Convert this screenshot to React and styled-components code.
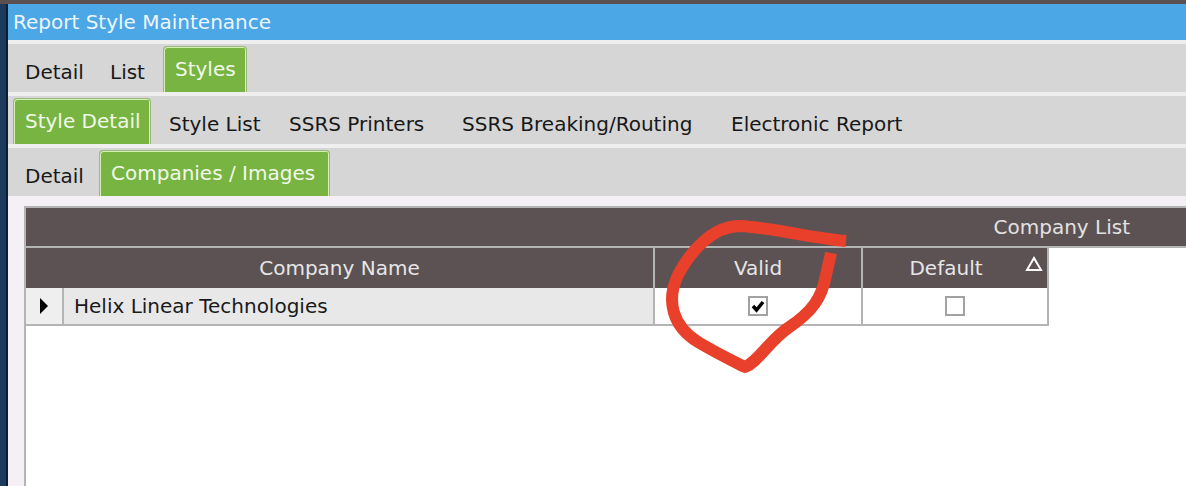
import React from "react"
import styled, { createGlobalStyle } from "styled-components"

const GlobalStyle = createGlobalStyle`
  html, body {
    margin: 0;
    padding: 0;
    background: #f4f0f6;
  }
  body {
    font-family: "DejaVu Sans", Verdana, sans-serif;
    font-size: 20px;
  }
`

const tabRows = [
  [
    { label: "Detail", width: 85 },
    { label: "List", width: 59 },
    { label: "Styles", width: 84, active: true },
  ],
  [
    { label: "Style Detail", width: 138, active: true },
    { label: "Style List", width: 120 },
    { label: "SSRS Printers", width: 173 },
    { label: "SSRS Breaking/Routing", width: 269 },
    { label: "Electronic Report", width: 240 },
  ],
  [
    { label: "Detail", width: 80 },
    { label: "Companies / Images", width: 231, active: true },
  ],
]

const App = () => {
  return (
    <Screen>
      <GlobalStyle />
      <SideStrip />
      <Window>
        <TitleBar>Report Style Maintenance</TitleBar>
        {tabRows.map((row, i) => (
          <TabRow key={i}>
            {row.map(tab => (
              <Tab key={tab.label} $active={tab.active} $w={tab.width}>
                {tab.label}
              </Tab>
            ))}
          </TabRow>
        ))}
        <Content>
          <Panel>
            <Caption>Company List</Caption>
            <HeaderRow>
              <HeadCell $w={629}>Company Name</HeadCell>
              <HeadCell $w={208}>Valid</HeadCell>
              <HeadCell $w={186} $sorted>
                Default
                <SortMark width="18" height="16" viewBox="0 0 18 16">
                  <polygon
                    points="9,2 16,14 2,14"
                    fill="none"
                    stroke="#ffffff"
                    strokeWidth="2"
                  />
                </SortMark>
              </HeadCell>
            </HeaderRow>
            <DataRow>
              <Selector>
                <svg width="10" height="16" viewBox="0 0 10 16">
                  <polygon points="1,0 9,8 1,16" fill="#000" />
                </svg>
              </Selector>
              <NameCell>Helix Linear Technologies</NameCell>
              <CheckCell $w={208}>
                <Box>
                  <svg width="14" height="14" viewBox="0 0 14 14">
                    <path
                      d="M2 7 L5.5 11 L12 3"
                      fill="none"
                      stroke="#000"
                      strokeWidth="3.5"
                    />
                  </svg>
                </Box>
              </CheckCell>
              <CheckCell $w={186}>
                <Box />
              </CheckCell>
            </DataRow>
          </Panel>
        </Content>
      </Window>
      <Scribble viewBox="0 0 1186 486" width="1186" height="486">
        <path
          d="M846 241 C 810 238, 775 228, 740 226 C 712 226, 690 252, 678 275 C 666 300, 672 326, 698 342 C 718 354, 735 362, 745 367 C 758 362, 768 342, 788 328 C 812 312, 822 298, 826 275 C 829 262, 830 258, 831 253"
          fill="none"
          stroke="#e8402a"
          strokeWidth="12"
          strokeLinecap="butt"
          strokeLinejoin="round"
        />
      </Scribble>
    </Screen>
  )
}

const Screen = styled.div`
  position: relative;
  display: flex;
  width: 1186px;
  height: 486px;
  overflow: hidden;
  border-top: 4px solid #5a5052;
  box-sizing: border-box;
`

const SideStrip = styled.div`
  width: 6px;
  flex-shrink: 0;
  background: #1b3a5c;
  border-right: 2px solid #0e1d30;
`

const Window = styled.div`
  flex: 1;
  display: flex;
  flex-direction: column;
  background: #efefef;
  min-width: 0;
`

const TitleBar = styled.div`
  height: 36px;
  flex-shrink: 0;
  display: flex;
  align-items: center;
  padding-left: 5px;
  background: #4ba7e6;
  color: #eef5fc;
  white-space: nowrap;
`

const TabRow = styled.div`
  height: 48px;
  flex-shrink: 0;
  margin-top: 4px;
  display: flex;
  align-items: flex-start;
  padding-left: 5px;
  background: #d6d6d6;
`

const Tab = styled.div`
  width: ${p => p.$w}px;
  flex-shrink: 0;
  box-sizing: border-box;
  display: flex;
  align-items: center;
  padding-left: 12px;
  white-space: nowrap;
  color: #181818;
  height: 48px;
  padding-top: 8px;

  ${p =>
    p.$active &&
    `
    margin: 2px 6px 0;
    height: 46px;
    padding-top: 0;
    padding-bottom: 2px;
    padding-left: 11px;
    background: #77b441;
    color: #f2f9ea;
    border: 1px solid #9bb97c;
    border-bottom: none;
    border-radius: 4px 4px 0 0;
    box-shadow: inset 1px 1px 0 #d6efb6, inset -1px 0 0 #d6efb6;
    &:first-child { margin-left: 0; }
  `}
`

const Content = styled.div`
  flex: 1;
  display: flex;
  background: #f4f0f6;
  padding: 10px 0 0 16px;
`

const Panel = styled.div`
  flex: 1;
  background: #ffffff;
  border-left: 2px solid #b4b4b4;
  border-top: 2px solid #b4b4b4;
`

const Caption = styled.div`
  height: 38px;
  display: flex;
  align-items: center;
  justify-content: flex-end;
  padding-right: 56px;
  background: #5c5254;
  color: #e2e2e2;
  border-bottom: 2px solid #b4b4b4;
`

const HeaderRow = styled.div`
  display: flex;
  height: 40px;
`

const HeadCell = styled.div`
  position: relative;
  width: ${p => p.$w}px;
  box-sizing: border-box;
  display: flex;
  align-items: center;
  justify-content: center;
  padding-right: ${p => (p.$sorted ? 18 : 0)}px;
  background: #5c5254;
  color: #e6e6e6;
  border-right: 2px solid #b4b4b4;
`

const SortMark = styled.svg`
  position: absolute;
  right: 4px;
  top: 8px;
`

const DataRow = styled.div`
  display: flex;
  height: 38px;
`

const Selector = styled.div`
  width: 38px;
  box-sizing: border-box;
  display: flex;
  align-items: center;
  justify-content: center;
  background: #efefef;
  border-right: 2px solid #b4b4b4;
  border-bottom: 2px solid #b4b4b4;
`

const NameCell = styled.div`
  width: 591px;
  box-sizing: border-box;
  display: flex;
  align-items: center;
  padding-left: 10px;
  background: #e8e8e8;
  color: #1a1a1a;
  white-space: nowrap;
  border-right: 2px solid #b4b4b4;
  border-bottom: 2px solid #b4b4b4;
`

const CheckCell = styled.div`
  width: ${p => p.$w}px;
  box-sizing: border-box;
  display: flex;
  align-items: center;
  justify-content: center;
  background: #ffffff;
  border-right: 2px solid #b4b4b4;
  border-bottom: 2px solid #b4b4b4;
`

const Box = styled.div`
  width: 20px;
  height: 20px;
  box-sizing: border-box;
  border: 2px solid #a2a2a2;
  background: #ffffff;
  display: flex;
  align-items: center;
  justify-content: center;
`

const Scribble = styled.svg`
  position: absolute;
  left: 0;
  top: -4px;
  pointer-events: none;
`

export default App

++++++++++

Reproduce the data above in full, exactly as it is, with the pictures left out.

Convert this screenshot to React and styled-components code.
import React from "react"
import styled, { createGlobalStyle } from "styled-components"

const GlobalStyle = createGlobalStyle`
  html, body {
    margin: 0;
    padding: 0;
    background: #f4f0f6;
  }
  body {
    font-family: "DejaVu Sans", Verdana, sans-serif;
    font-size: 20px;
  }
`

const tabRows = [
  [
    { label: "Detail", width: 85 },
    { label: "List", width: 59 },
    { label: "Styles", width: 84, active: true },
  ],
  [
    { label: "Style Detail", width: 138, active: true },
    { label: "Style List", width: 120 },
    { label: "SSRS Printers", width: 173 },
    { label: "SSRS Breaking/Routing", width: 269 },
    { label: "Electronic Report", width: 240 },
  ],
  [
    { label: "Detail", width: 80 },
    { label: "Companies / Images", width: 231, active: true },
  ],
]

const App = () => {
  return (
    <Screen>
      <GlobalStyle />
      <SideStrip />
      <Window>
        <TitleBar>Report Style Maintenance</TitleBar>
        {tabRows.map((row, i) => (
          <TabRow key={i}>
            {row.map(tab => (
              <Tab key={tab.label} $active={tab.active} $w={tab.width}>
                {tab.label}
              </Tab>
            ))}
          </TabRow>
        ))}
        <Content>
          <Panel>
            <Caption>Company List</Caption>
            <HeaderRow>
              <HeadCell $w={629}>Company Name</HeadCell>
              <HeadCell $w={208}>Valid</HeadCell>
              <HeadCell $w={186} $sorted>
                Default
                <SortMark width="18" height="16" viewBox="0 0 18 16">
                  <polygon
                    points="9,2 16,14 2,14"
                    fill="none"
                    stroke="#ffffff"
                    strokeWidth="2"
                  />
                </SortMark>
              </HeadCell>
            </HeaderRow>
            <DataRow>
              <Selector>
                <svg width="10" height="16" viewBox="0 0 10 16">
                  <polygon points="1,0 9,8 1,16" fill="#000" />
                </svg>
              </Selector>
              <NameCell>Helix Linear Technologies</NameCell>
              <CheckCell $w={208}>
                <Box>
                  <svg width="14" height="14" viewBox="0 0 14 14">
                    <path
                      d="M2 7 L5.5 11 L12 3"
                      fill="none"
                      stroke="#000"
                      strokeWidth="3.5"
                    />
                  </svg>
                </Box>
              </CheckCell>
              <CheckCell $w={186}>
                <Box />
              </CheckCell>
            </DataRow>
          </Panel>
        </Content>
      </Window>
      <Scribble viewBox="0 0 1186 486" width="1186" height="486">
        <path
          d="M846 241 C 810 238, 775 228, 740 226 C 712 226, 690 252, 678 275 C 666 300, 672 326, 698 342 C 718 354, 735 362, 745 367 C 758 362, 768 342, 788 328 C 812 312, 822 298, 826 275 C 829 262, 830 258, 831 253"
          fill="none"
          stroke="#e8402a"
          strokeWidth="12"
          strokeLinecap="butt"
          strokeLinejoin="round"
        />
      </Scribble>
    </Screen>
  )
}

const Screen = styled.div`
  position: relative;
  display: flex;
  width: 1186px;
  height: 486px;
  overflow: hidden;
  border-top: 4px solid #5a5052;
  box-sizing: border-box;
`

const SideStrip = styled.div`
  width: 6px;
  flex-shrink: 0;
  background: #1b3a5c;
  border-right: 2px solid #0e1d30;
`

const Window = styled.div`
  flex: 1;
  display: flex;
  flex-direction: column;
  background: #efefef;
  min-width: 0;
`

const TitleBar = styled.div`
  height: 36px;
  flex-shrink: 0;
  display: flex;
  align-items: center;
  padding-left: 5px;
  background: #4ba7e6;
  color: #eef5fc;
  white-space: nowrap;
`

const TabRow = styled.div`
  height: 48px;
  flex-shrink: 0;
  margin-top: 4px;
  display: flex;
  align-items: flex-start;
  padding-left: 5px;
  background: #d6d6d6;
`

const Tab = styled.div`
  width: ${p => p.$w}px;
  flex-shrink: 0;
  box-sizing: border-box;
  display: flex;
  align-items: center;
  padding-left: 12px;
  white-space: nowrap;
  color: #181818;
  height: 48px;
  padding-top: 8px;

  ${p =>
    p.$active &&
    `
    margin: 2px 6px 0;
    height: 46px;
    padding-top: 0;
    padding-bottom: 2px;
    padding-left: 11px;
    background: #77b441;
    color: #f2f9ea;
    border: 1px solid #9bb97c;
    border-bottom: none;
    border-radius: 4px 4px 0 0;
    box-shadow: inset 1px 1px 0 #d6efb6, inset -1px 0 0 #d6efb6;
    &:first-child { margin-left: 0; }
  `}
`

const Content = styled.div`
  flex: 1;
  display: flex;
  background: #f4f0f6;
  padding: 10px 0 0 16px;
`

const Panel = styled.div`
  flex: 1;
  background: #ffffff;
  border-left: 2px solid #b4b4b4;
  border-top: 2px solid #b4b4b4;
`

const Caption = styled.div`
  height: 38px;
  display: flex;
  align-items: center;
  justify-content: flex-end;
  padding-right: 56px;
  background: #5c5254;
  color: #e2e2e2;
  border-bottom: 2px solid #b4b4b4;
`

const HeaderRow = styled.div`
  display: flex;
  height: 40px;
`

const HeadCell = styled.div`
  position: relative;
  width: ${p => p.$w}px;
  box-sizing: border-box;
  display: flex;
  align-items: center;
  justify-content: center;
  padding-right: ${p => (p.$sorted ? 18 : 0)}px;
  background: #5c5254;
  color: #e6e6e6;
  border-right: 2px solid #b4b4b4;
`

const SortMark = styled.svg`
  position: absolute;
  right: 4px;
  top: 8px;
`

const DataRow = styled.div`
  display: flex;
  height: 38px;
`

const Selector = styled.div`
  width: 38px;
  box-sizing: border-box;
  display: flex;
  align-items: center;
  justify-content: center;
  background: #efefef;
  border-right: 2px solid #b4b4b4;
  border-bottom: 2px solid #b4b4b4;
`

const NameCell = styled.div`
  width: 591px;
  box-sizing: border-box;
  display: flex;
  align-items: center;
  padding-left: 10px;
  background: #e8e8e8;
  color: #1a1a1a;
  white-space: nowrap;
  border-right: 2px solid #b4b4b4;
  border-bottom: 2px solid #b4b4b4;
`

const CheckCell = styled.div`
  width: ${p => p.$w}px;
  box-sizing: border-box;
  display: flex;
  align-items: center;
  justify-content: center;
  background: #ffffff;
  border-right: 2px solid #b4b4b4;
  border-bottom: 2px solid #b4b4b4;
`

const Box = styled.div`
  width: 20px;
  height: 20px;
  box-sizing: border-box;
  border: 2px solid #a2a2a2;
  background: #ffffff;
  display: flex;
  align-items: center;
  justify-content: center;
`

const Scribble = styled.svg`
  position: absolute;
  left: 0;
  top: -4px;
  pointer-events: none;
`

export default App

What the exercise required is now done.